When the tail end of the hurricane came in, and the world rattled and groaned in its battering path, the light and energy of the place became darker still. By the middle weekend my mind had turned in on my feelings, like a rodent mother eyeing up which runt babies to eat. I became fearful, and struggled to sleep. I didn’t talk to anyone for 6 days. My first words were spoken at dusk on a lonely country road, near an isolated pub. I was photographing into the darkened distance, and a middle aged couple mused too loudly as they passed on their way into the cosy interior “what the bloody hell is he filming?” – “The dark” was all I said, before once again assuming my monastic silence.

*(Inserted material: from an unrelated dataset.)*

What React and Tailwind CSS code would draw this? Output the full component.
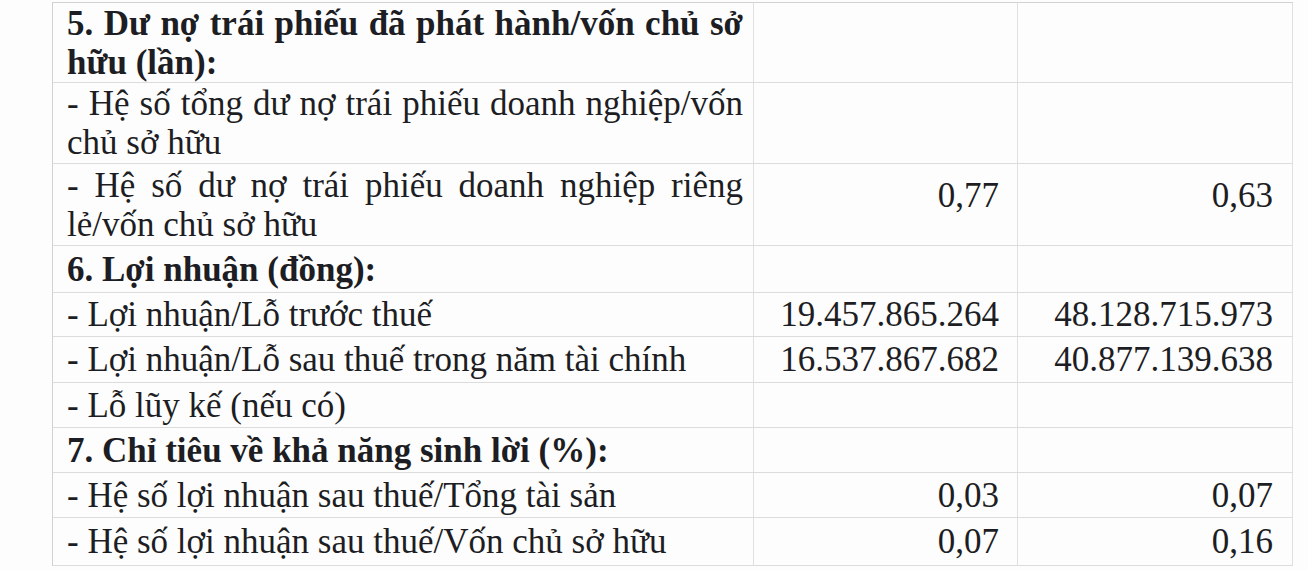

Towards the end of my fortnight I did have the chance to escape. A golden afternoon had caused me to follow a new road out towards the perimeter of the moor. I turned into a large car park that overlooked Tavistock, and the country that lay beyond these boundaries. In the early evening sunshine I ate an ice cream and looked down at the town, thinking to go. But then I decided, in the instant to turn around, to drive back into Dartmoor. As I did, a mist quickly came down, and soon the only lights I could see were those of the prison, glowing and hovering like a spaceship in the fogged distance.
When it was time leave I’d begun to make peace with my new environment. My life rhythms had been reset by following the patterns of light, I’d begun to understand the sounds of the fields and trees around me. The constant flow of water, never out of earshot, had soothed the blood in my veins.
On my return home, I found the city confronting. It appeared noisy, angry, so randomly tatty. However, rather than seek to escape again, I felt ready to explore and explain once more the life I am so familiar with.